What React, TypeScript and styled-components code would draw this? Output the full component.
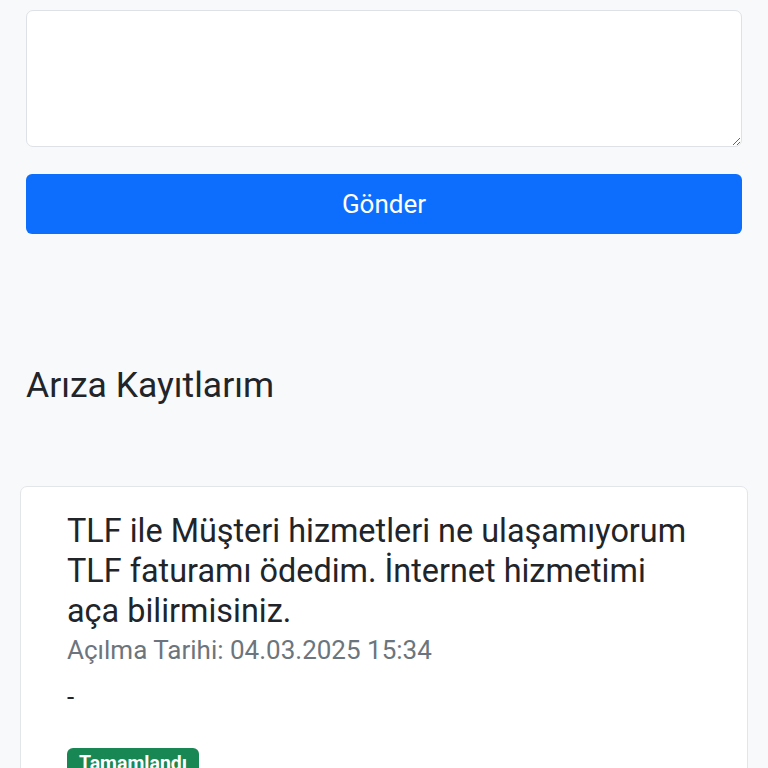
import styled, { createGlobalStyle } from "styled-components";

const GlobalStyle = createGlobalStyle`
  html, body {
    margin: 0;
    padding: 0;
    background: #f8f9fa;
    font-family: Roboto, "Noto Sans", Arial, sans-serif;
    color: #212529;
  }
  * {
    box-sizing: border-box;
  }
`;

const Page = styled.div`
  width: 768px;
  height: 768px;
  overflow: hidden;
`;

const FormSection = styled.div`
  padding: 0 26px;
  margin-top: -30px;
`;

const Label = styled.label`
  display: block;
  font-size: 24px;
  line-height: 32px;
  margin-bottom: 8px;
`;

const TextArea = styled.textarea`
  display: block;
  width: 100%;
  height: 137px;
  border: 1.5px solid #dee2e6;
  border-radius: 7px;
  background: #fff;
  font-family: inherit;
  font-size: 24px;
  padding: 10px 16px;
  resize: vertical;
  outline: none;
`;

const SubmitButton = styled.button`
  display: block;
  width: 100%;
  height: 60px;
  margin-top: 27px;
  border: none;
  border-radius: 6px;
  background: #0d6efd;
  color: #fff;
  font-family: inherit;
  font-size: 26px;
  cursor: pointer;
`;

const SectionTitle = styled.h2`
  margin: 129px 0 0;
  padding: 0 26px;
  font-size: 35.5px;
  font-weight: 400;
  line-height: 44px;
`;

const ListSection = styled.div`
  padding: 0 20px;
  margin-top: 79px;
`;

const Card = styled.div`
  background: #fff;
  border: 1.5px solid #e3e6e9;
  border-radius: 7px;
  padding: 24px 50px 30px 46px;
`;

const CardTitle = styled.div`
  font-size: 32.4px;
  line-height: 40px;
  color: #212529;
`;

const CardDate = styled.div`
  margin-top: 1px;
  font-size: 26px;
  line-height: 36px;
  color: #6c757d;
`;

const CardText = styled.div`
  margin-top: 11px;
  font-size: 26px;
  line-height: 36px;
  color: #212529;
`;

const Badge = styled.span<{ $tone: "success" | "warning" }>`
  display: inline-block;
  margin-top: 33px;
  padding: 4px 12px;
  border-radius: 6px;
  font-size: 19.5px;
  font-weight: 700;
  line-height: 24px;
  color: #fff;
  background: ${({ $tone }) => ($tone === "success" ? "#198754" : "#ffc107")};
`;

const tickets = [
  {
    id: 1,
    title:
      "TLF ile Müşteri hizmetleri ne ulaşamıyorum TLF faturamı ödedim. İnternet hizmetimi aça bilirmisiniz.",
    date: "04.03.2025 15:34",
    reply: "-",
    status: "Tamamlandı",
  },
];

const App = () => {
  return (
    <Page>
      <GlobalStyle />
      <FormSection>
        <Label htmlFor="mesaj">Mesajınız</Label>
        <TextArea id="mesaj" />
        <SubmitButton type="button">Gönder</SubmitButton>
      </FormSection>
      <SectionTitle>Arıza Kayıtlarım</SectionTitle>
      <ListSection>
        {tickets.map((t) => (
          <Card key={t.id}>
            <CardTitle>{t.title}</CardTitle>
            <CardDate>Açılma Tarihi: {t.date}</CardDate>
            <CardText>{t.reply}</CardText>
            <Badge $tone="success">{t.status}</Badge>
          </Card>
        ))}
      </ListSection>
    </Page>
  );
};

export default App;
* * * *
Going through the data above, count the lines where the string "components" appears, and answer with only that number.

2